# Interface markup and scripts:
━━━
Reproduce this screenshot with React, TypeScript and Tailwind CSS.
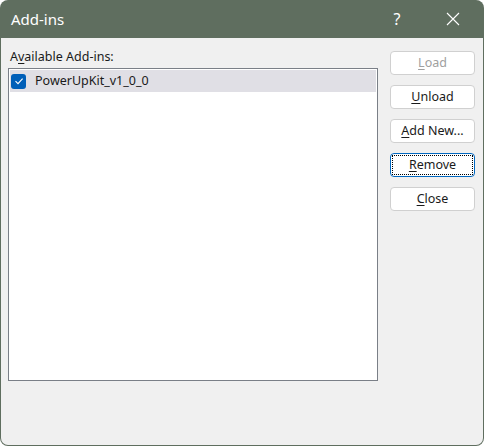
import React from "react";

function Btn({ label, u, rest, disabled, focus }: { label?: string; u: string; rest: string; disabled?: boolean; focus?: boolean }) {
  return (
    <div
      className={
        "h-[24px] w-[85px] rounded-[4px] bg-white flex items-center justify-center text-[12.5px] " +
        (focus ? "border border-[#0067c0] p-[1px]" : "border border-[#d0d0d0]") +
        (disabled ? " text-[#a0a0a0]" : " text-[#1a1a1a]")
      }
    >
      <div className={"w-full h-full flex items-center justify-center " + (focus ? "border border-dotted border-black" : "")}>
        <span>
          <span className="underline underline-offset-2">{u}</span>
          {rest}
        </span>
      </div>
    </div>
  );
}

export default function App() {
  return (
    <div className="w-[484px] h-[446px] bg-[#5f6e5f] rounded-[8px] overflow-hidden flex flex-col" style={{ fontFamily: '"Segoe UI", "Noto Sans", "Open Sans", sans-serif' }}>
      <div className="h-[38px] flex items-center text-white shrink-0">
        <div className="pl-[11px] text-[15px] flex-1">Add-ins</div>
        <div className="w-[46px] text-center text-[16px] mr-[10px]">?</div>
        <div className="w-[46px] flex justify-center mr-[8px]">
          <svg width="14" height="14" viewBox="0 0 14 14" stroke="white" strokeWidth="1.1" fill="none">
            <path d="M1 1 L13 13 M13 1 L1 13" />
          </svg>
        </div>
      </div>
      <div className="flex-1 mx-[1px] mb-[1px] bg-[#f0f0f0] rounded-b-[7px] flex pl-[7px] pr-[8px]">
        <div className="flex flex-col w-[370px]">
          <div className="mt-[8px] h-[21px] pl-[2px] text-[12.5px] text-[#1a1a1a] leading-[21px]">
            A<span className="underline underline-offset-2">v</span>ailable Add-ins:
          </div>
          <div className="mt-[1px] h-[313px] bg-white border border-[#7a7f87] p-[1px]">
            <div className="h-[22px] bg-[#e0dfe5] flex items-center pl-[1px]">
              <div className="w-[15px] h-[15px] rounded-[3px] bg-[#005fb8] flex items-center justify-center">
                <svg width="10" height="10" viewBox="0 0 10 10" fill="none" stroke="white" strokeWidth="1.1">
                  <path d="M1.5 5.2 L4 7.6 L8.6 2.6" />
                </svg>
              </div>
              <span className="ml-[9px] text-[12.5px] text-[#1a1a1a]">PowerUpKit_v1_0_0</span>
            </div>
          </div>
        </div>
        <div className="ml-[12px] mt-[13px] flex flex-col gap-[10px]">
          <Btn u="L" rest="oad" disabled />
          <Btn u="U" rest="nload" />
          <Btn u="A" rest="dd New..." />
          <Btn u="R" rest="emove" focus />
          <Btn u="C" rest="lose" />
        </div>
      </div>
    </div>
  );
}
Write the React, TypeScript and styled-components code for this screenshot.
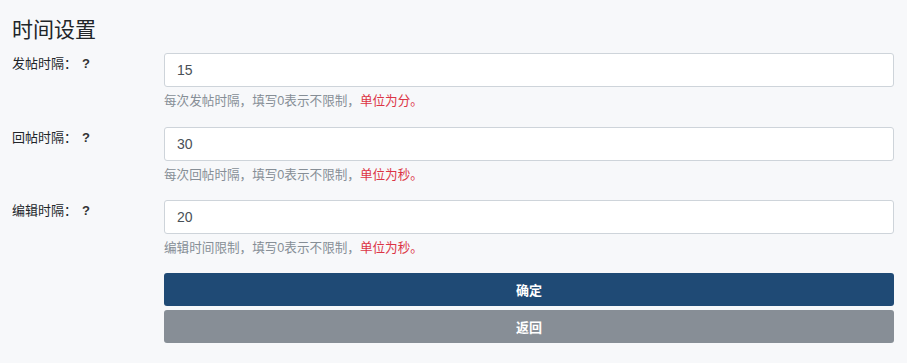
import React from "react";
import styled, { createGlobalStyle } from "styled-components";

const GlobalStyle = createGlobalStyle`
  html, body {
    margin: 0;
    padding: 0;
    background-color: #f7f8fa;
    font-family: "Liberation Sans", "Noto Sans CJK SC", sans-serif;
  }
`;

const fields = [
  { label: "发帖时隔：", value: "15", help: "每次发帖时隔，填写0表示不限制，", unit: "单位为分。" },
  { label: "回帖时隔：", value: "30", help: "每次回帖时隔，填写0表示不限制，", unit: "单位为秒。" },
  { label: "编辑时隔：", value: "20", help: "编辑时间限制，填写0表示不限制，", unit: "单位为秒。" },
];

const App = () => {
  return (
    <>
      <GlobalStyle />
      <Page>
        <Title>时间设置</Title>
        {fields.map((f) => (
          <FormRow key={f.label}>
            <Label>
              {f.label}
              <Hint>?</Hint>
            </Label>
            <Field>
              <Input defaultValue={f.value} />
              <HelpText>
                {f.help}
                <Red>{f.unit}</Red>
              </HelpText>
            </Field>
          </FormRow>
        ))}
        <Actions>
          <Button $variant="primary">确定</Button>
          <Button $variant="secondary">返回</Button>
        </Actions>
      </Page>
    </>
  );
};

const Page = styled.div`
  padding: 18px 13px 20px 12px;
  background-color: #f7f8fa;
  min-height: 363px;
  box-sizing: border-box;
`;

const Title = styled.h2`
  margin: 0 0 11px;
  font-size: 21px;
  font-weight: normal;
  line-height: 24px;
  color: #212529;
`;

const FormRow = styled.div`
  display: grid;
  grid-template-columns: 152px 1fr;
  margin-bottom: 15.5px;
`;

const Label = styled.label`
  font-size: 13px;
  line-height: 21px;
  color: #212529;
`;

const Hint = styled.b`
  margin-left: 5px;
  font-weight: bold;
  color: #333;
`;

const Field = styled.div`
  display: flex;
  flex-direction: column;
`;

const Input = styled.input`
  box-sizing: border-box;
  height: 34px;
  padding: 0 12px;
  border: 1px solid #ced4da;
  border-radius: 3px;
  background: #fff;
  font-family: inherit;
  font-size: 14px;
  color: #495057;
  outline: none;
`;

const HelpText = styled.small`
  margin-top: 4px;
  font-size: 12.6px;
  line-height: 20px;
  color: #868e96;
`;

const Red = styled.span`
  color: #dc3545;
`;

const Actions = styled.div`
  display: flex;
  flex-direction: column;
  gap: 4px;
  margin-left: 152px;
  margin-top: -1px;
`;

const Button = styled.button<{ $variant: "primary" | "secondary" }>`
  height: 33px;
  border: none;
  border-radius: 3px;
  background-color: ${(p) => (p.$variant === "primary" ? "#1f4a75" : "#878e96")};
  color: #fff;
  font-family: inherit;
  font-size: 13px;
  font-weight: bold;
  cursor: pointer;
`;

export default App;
━━━
# Instructions to follow:
In your copy, repeat each record exactly and include no pictures.

# The response:
Reproduce this screenshot with React, TypeScript and Tailwind CSS.
import React from "react";

function Btn({ label, u, rest, disabled, focus }: { label?: string; u: string; rest: string; disabled?: boolean; focus?: boolean }) {
  return (
    <div
      className={
        "h-[24px] w-[85px] rounded-[4px] bg-white flex items-center justify-center text-[12.5px] " +
        (focus ? "border border-[#0067c0] p-[1px]" : "border border-[#d0d0d0]") +
        (disabled ? " text-[#a0a0a0]" : " text-[#1a1a1a]")
      }
    >
      <div className={"w-full h-full flex items-center justify-center " + (focus ? "border border-dotted border-black" : "")}>
        <span>
          <span className="underline underline-offset-2">{u}</span>
          {rest}
        </span>
      </div>
    </div>
  );
}

export default function App() {
  return (
    <div className="w-[484px] h-[446px] bg-[#5f6e5f] rounded-[8px] overflow-hidden flex flex-col" style={{ fontFamily: '"Segoe UI", "Noto Sans", "Open Sans", sans-serif' }}>
      <div className="h-[38px] flex items-center text-white shrink-0">
        <div className="pl-[11px] text-[15px] flex-1">Add-ins</div>
        <div className="w-[46px] text-center text-[16px] mr-[10px]">?</div>
        <div className="w-[46px] flex justify-center mr-[8px]">
          <svg width="14" height="14" viewBox="0 0 14 14" stroke="white" strokeWidth="1.1" fill="none">
            <path d="M1 1 L13 13 M13 1 L1 13" />
          </svg>
        </div>
      </div>
      <div className="flex-1 mx-[1px] mb-[1px] bg-[#f0f0f0] rounded-b-[7px] flex pl-[7px] pr-[8px]">
        <div className="flex flex-col w-[370px]">
          <div className="mt-[8px] h-[21px] pl-[2px] text-[12.5px] text-[#1a1a1a] leading-[21px]">
            A<span className="underline underline-offset-2">v</span>ailable Add-ins:
          </div>
          <div className="mt-[1px] h-[313px] bg-white border border-[#7a7f87] p-[1px]">
            <div className="h-[22px] bg-[#e0dfe5] flex items-center pl-[1px]">
              <div className="w-[15px] h-[15px] rounded-[3px] bg-[#005fb8] flex items-center justify-center">
                <svg width="10" height="10" viewBox="0 0 10 10" fill="none" stroke="white" strokeWidth="1.1">
                  <path d="M1.5 5.2 L4 7.6 L8.6 2.6" />
                </svg>
              </div>
              <span className="ml-[9px] text-[12.5px] text-[#1a1a1a]">PowerUpKit_v1_0_0</span>
            </div>
          </div>
        </div>
        <div className="ml-[12px] mt-[13px] flex flex-col gap-[10px]">
          <Btn u="L" rest="oad" disabled />
          <Btn u="U" rest="nload" />
          <Btn u="A" rest="dd New..." />
          <Btn u="R" rest="emove" focus />
          <Btn u="C" rest="lose" />
        </div>
      </div>
    </div>
  );
}
Write the React, TypeScript and styled-components code for this screenshot.
import React from "react";
import styled, { createGlobalStyle } from "styled-components";

const GlobalStyle = createGlobalStyle`
  html, body {
    margin: 0;
    padding: 0;
    background-color: #f7f8fa;
    font-family: "Liberation Sans", "Noto Sans CJK SC", sans-serif;
  }
`;

const fields = [
  { label: "发帖时隔：", value: "15", help: "每次发帖时隔，填写0表示不限制，", unit: "单位为分。" },
  { label: "回帖时隔：", value: "30", help: "每次回帖时隔，填写0表示不限制，", unit: "单位为秒。" },
  { label: "编辑时隔：", value: "20", help: "编辑时间限制，填写0表示不限制，", unit: "单位为秒。" },
];

const App = () => {
  return (
    <>
      <GlobalStyle />
      <Page>
        <Title>时间设置</Title>
        {fields.map((f) => (
          <FormRow key={f.label}>
            <Label>
              {f.label}
              <Hint>?</Hint>
            </Label>
            <Field>
              <Input defaultValue={f.value} />
              <HelpText>
                {f.help}
                <Red>{f.unit}</Red>
              </HelpText>
            </Field>
          </FormRow>
        ))}
        <Actions>
          <Button $variant="primary">确定</Button>
          <Button $variant="secondary">返回</Button>
        </Actions>
      </Page>
    </>
  );
};

const Page = styled.div`
  padding: 18px 13px 20px 12px;
  background-color: #f7f8fa;
  min-height: 363px;
  box-sizing: border-box;
`;

const Title = styled.h2`
  margin: 0 0 11px;
  font-size: 21px;
  font-weight: normal;
  line-height: 24px;
  color: #212529;
`;

const FormRow = styled.div`
  display: grid;
  grid-template-columns: 152px 1fr;
  margin-bottom: 15.5px;
`;

const Label = styled.label`
  font-size: 13px;
  line-height: 21px;
  color: #212529;
`;

const Hint = styled.b`
  margin-left: 5px;
  font-weight: bold;
  color: #333;
`;

const Field = styled.div`
  display: flex;
  flex-direction: column;
`;

const Input = styled.input`
  box-sizing: border-box;
  height: 34px;
  padding: 0 12px;
  border: 1px solid #ced4da;
  border-radius: 3px;
  background: #fff;
  font-family: inherit;
  font-size: 14px;
  color: #495057;
  outline: none;
`;

const HelpText = styled.small`
  margin-top: 4px;
  font-size: 12.6px;
  line-height: 20px;
  color: #868e96;
`;

const Red = styled.span`
  color: #dc3545;
`;

const Actions = styled.div`
  display: flex;
  flex-direction: column;
  gap: 4px;
  margin-left: 152px;
  margin-top: -1px;
`;

const Button = styled.button<{ $variant: "primary" | "secondary" }>`
  height: 33px;
  border: none;
  border-radius: 3px;
  background-color: ${(p) => (p.$variant === "primary" ? "#1f4a75" : "#878e96")};
  color: #fff;
  font-family: inherit;
  font-size: 13px;
  font-weight: bold;
  cursor: pointer;
`;

export default App;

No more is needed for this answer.